---- SUPPLIED DATA

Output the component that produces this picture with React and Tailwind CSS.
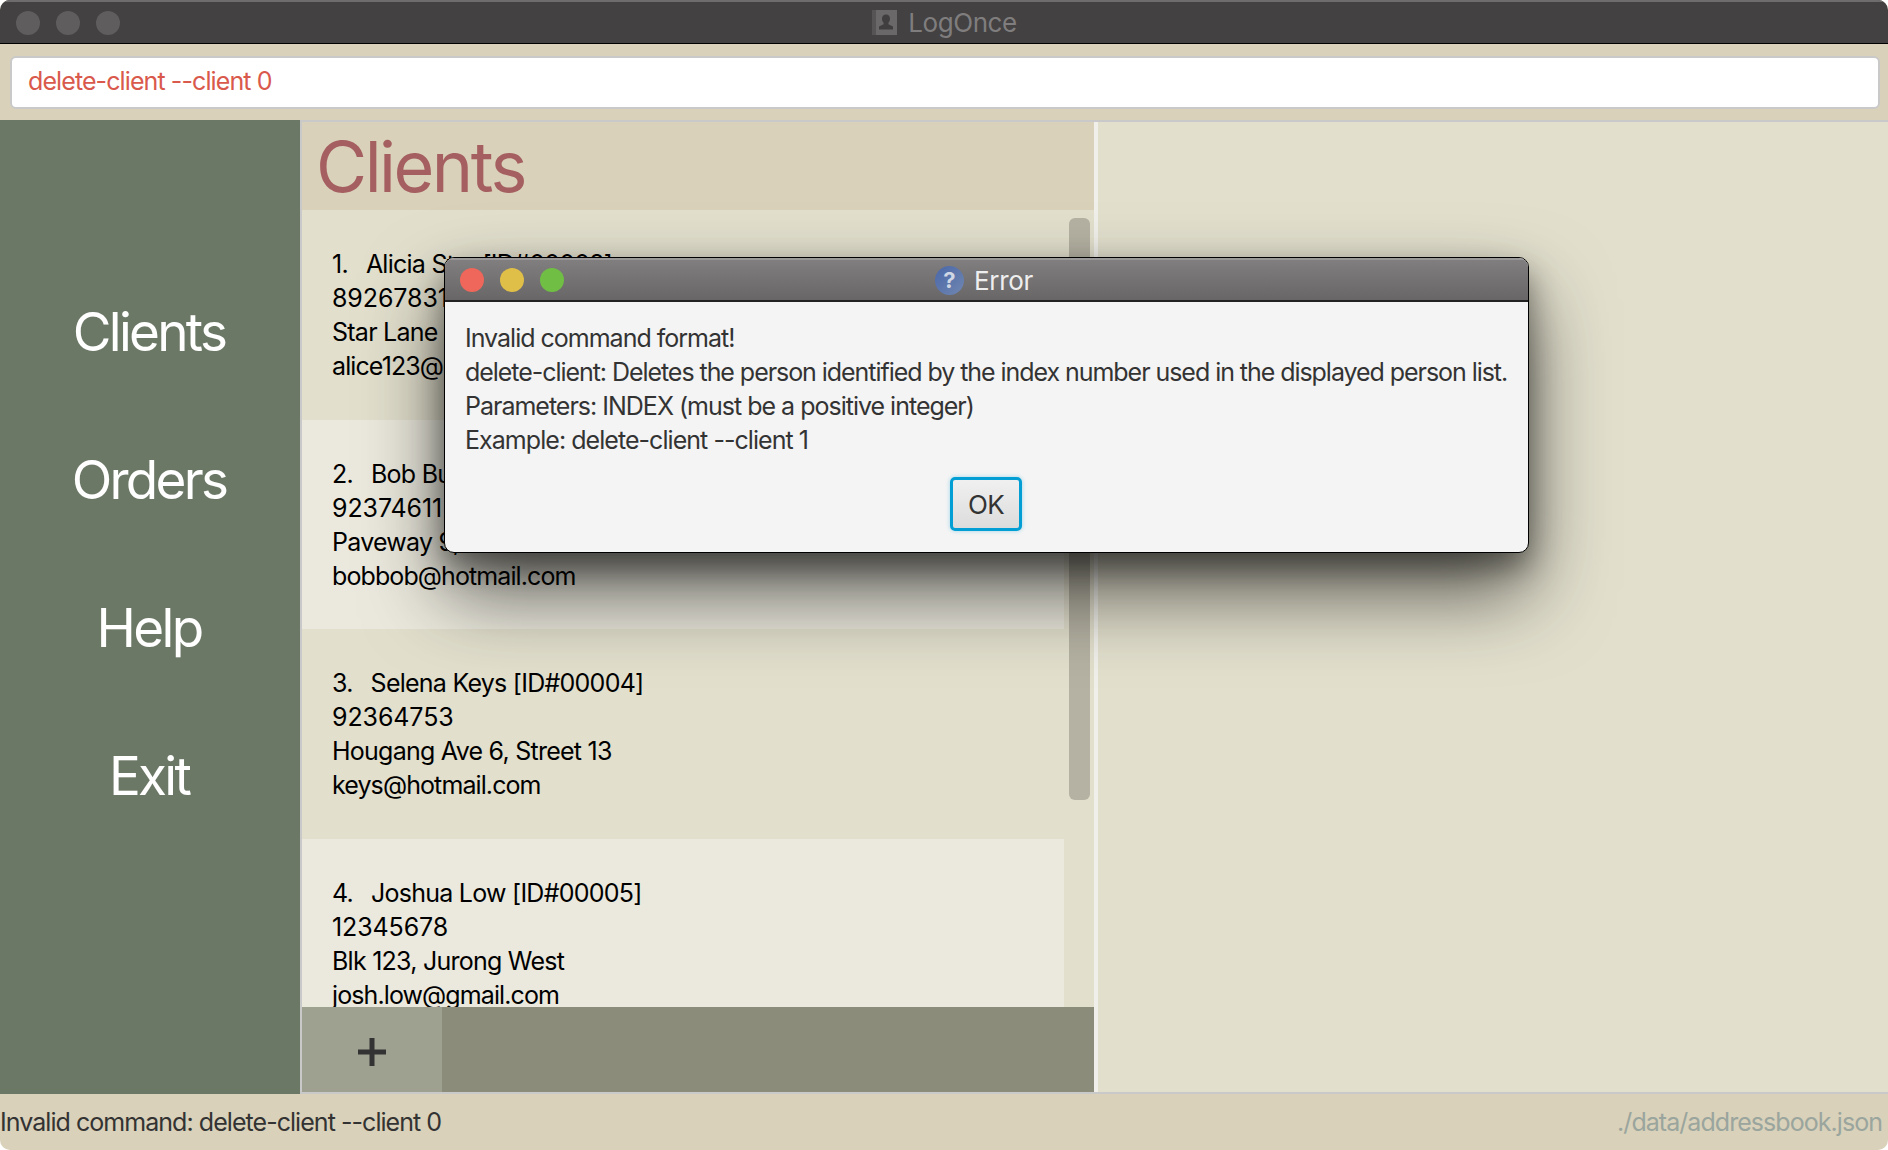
import React from 'react';

const clients = [
  { name: 'Alicia Star', id: '00002', phone: '89267831', address: 'Star Lane 12', email: 'alice123@gmail.com', bg: 'bg-[#e2dfcd]' },
  { name: 'Bob Burger', id: '00003', phone: '92374611', address: 'Paveway 9, Street 2', email: 'bobbob@hotmail.com', bg: 'bg-[#ebe9dd]' },
  { name: 'Selena Keys', id: '00004', phone: '92364753', address: 'Hougang Ave 6, Street 13', email: 'keys@hotmail.com', bg: 'bg-[#e2dfcd]' },
  { name: 'Joshua Low', id: '00005', phone: '12345678', address: 'Blk 123, Jurong West', email: 'josh.low@gmail.com', bg: 'bg-[#ebe9dd]' },
];

const navItems = ['Clients', 'Orders', 'Help', 'Exit'];

// Card in the client list
const ClientCard = ({ index, client }) => (
  <div className={`h-[209.6px] shrink-0 pl-[30px] pt-[37px] text-[25px] leading-[34px] tracking-[-0.75px] text-black ${client.bg}`}>
    <div className="flex gap-[18px]">
      <span>{index}.</span>
      <span>{client.name} [ID#{client.id}]</span>
    </div>
    <div className="tracking-[-0.1px]">{client.phone}</div>
    <div>{client.address}</div>
    <div className="tracking-[-0.9px]">{client.email}</div>
  </div>
);

const ErrorDialog = () => (
  <div className="absolute left-[444px] top-[257px] flex h-[296px] w-[1085px] flex-col overflow-hidden rounded-[10px] border border-black bg-[#f4f4f4] shadow-[0_14px_30px_rgba(0,0,0,0.4),0_40px_80px_rgba(0,0,0,0.6)]">
    <div className="relative flex h-[44px] shrink-0 items-center justify-center border-b-2 border-[#222] border-t-2 border-t-[#9a9898] bg-gradient-to-b from-[#807e7e] to-[#686666]">
      <div className="absolute left-[15px] flex gap-[16px]">
        <span className="h-[24px] w-[24px] rounded-full bg-[#ef675b]" />
        <span className="h-[24px] w-[24px] rounded-full bg-[#e0bf48]" />
        <span className="h-[24px] w-[24px] rounded-full bg-[#70bf44]" />
      </div>
      <div className="ml-[-5px] flex items-center gap-[10px]">
        <span className="flex h-[29px] w-[29px] items-center justify-center rounded-full bg-gradient-to-br from-[#4a67a8] to-[#7187b0] text-[22px] font-bold text-[#cfd6e4]">?</span>
        <span className="text-[26px] tracking-[-0.3px] text-[#eeeeee]">Error</span>
      </div>
    </div>
    <div className="pl-[20px] pt-[19px] text-[25px] leading-[34px] tracking-[-1px] text-[#333333]">
      <div>Invalid command format!</div>
      <div className="tracking-[-1.05px]">delete-client: Deletes the person identified by the index number used in the displayed person list.</div>
      <div>Parameters: INDEX (must be a positive integer)</div>
      <div className="tracking-[-0.95px]">Example: delete-client --client 1</div>
    </div>
    <div className="flex justify-center pt-[20px]">
      <button className="ml-[-1px] h-[54px] w-[72px] rounded-[5px] border-[3px] border-[#039ed3] bg-gradient-to-b from-[#f0f0f0] to-[#dcdcdc] text-[26px] tracking-[-0.6px] text-[#333333] shadow-[0_0_4px_rgba(3,158,211,0.35)]">
        OK
      </button>
    </div>
  </div>
);

export default function App() {
  return (
    <div className="relative flex h-[1150px] w-[1888px] flex-col overflow-hidden rounded-[10px] bg-[#d9d1b9] font-['Inter',sans-serif]">
      {/* title bar */}
      <div className="relative flex h-[44px] shrink-0 items-center justify-center border-b border-black border-t-2 border-t-[#6e6c6c] bg-[#434142]">
        <div className="absolute left-[16px] flex gap-[16px]">
          <span className="h-[24px] w-[24px] rounded-full bg-[#5f5d5d]" />
          <span className="h-[24px] w-[24px] rounded-full bg-[#5f5d5d]" />
          <span className="h-[24px] w-[24px] rounded-full bg-[#5f5d5d]" />
        </div>
        <div className="ml-[1px] flex items-center gap-[11px]">
          <svg width="25" height="25" viewBox="0 0 25 25">
            <rect x="0" y="0" width="25" height="25" fill="#6a6868" />
            <rect x="0" y="0" width="4" height="25" fill="#565454" />
            <path d="M14 4.5c-2.6 0-4 1.9-4 4.2 0 1.7.7 3.1 1.6 4v1.6l-4.6 2.2v3h14v-3l-4.6-2.2v-1.6c.9-.9 1.6-2.3 1.6-4 0-2.3-1.4-4.2-4-4.2z" fill="#403e3e" />
          </svg>
          <span className="text-[26px] tracking-[-0.4px] text-[#7f7d7d]">LogOnce</span>
        </div>
      </div>

      {/* command box */}
      <div className="flex h-[76px] shrink-0 items-center pl-[10px] pr-[8px]">
        <div className="flex h-[53px] w-full items-center rounded-[6px] border-2 border-[#c9c9c9] bg-white pl-[16px] text-[25px] tracking-[-0.9px] text-[#d9594c]">
          delete-client --client 0
        </div>
      </div>

      <div className="flex min-h-0 flex-1">
        {/* sidebar */}
        <div className="flex w-[300px] shrink-0 flex-col items-center bg-[#6c7866] pr-[2px] pt-[138px]">
          {navItems.map((item) => (
            <div key={item} className="flex h-[148px] shrink-0 items-start justify-center text-[53px] leading-[148px] tracking-[-2.7px] text-white">
              {item}
            </div>
          ))}
        </div>

        {/* main area */}
        <div className="flex min-w-0 flex-1 border-l-[2px] border-t-[2px] border-b-[2px] border-[#c9c9c9]">
          <div className="flex w-[792px] shrink-0 flex-col">
            <div className="flex h-[88px] shrink-0 items-center bg-[#d9d1b9] pl-[14px] text-[70px] tracking-[-2.5px] text-[#a55f60]">
              Clients
            </div>
            <div className="flex min-h-0 flex-1 bg-[#e2dfcd]">
              <div className="flex min-w-0 flex-1 flex-col overflow-hidden">
                {clients.map((client, i) => (
                  <ClientCard key={client.id} index={i + 1} client={client} />
                ))}
              </div>
              <div className="w-[30px] shrink-0 pl-[5px] pr-[4px] pt-[8px]">
                <div className="h-[582px] rounded-[6px] bg-[#b5b2a3]" />
              </div>
            </div>
            <div className="flex h-[85px] shrink-0 bg-[#8b8d7a]">
              <div className="flex w-[140px] items-center justify-center bg-[#9fa190] pt-[4px]">
                <svg width="28" height="28" viewBox="0 0 28 28">
                  <path d="M14 0v28M0 14h28" stroke="#333333" strokeWidth="5" fill="none" />
                </svg>
              </div>
            </div>
          </div>
          <div className="w-[4px] shrink-0 bg-[#f0efe9]" />
          <div className="min-w-0 flex-1 bg-[#e2dfcd]" />
        </div>
      </div>

      {/* status bar */}
      <div className="flex h-[56px] shrink-0 items-center justify-between pr-[6px] pt-[2px] text-[25px] tracking-[-0.95px]">
        <span className="text-[#333333]">Invalid command: delete-client --client 0</span>
        <span className="text-[#9aa59e]">./data/addressbook.json</span>
      </div>

      <ErrorDialog />
    </div>
  );
}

--------

WHAT IS NEEDED: Write out each line of the listing above, exactly, from its first line to the line holding "import React from 'react';", inclusive. Skip the pictures.

RESULT OF THE TASK:
Output the component that produces this picture with React and Tailwind CSS.
import React from 'react';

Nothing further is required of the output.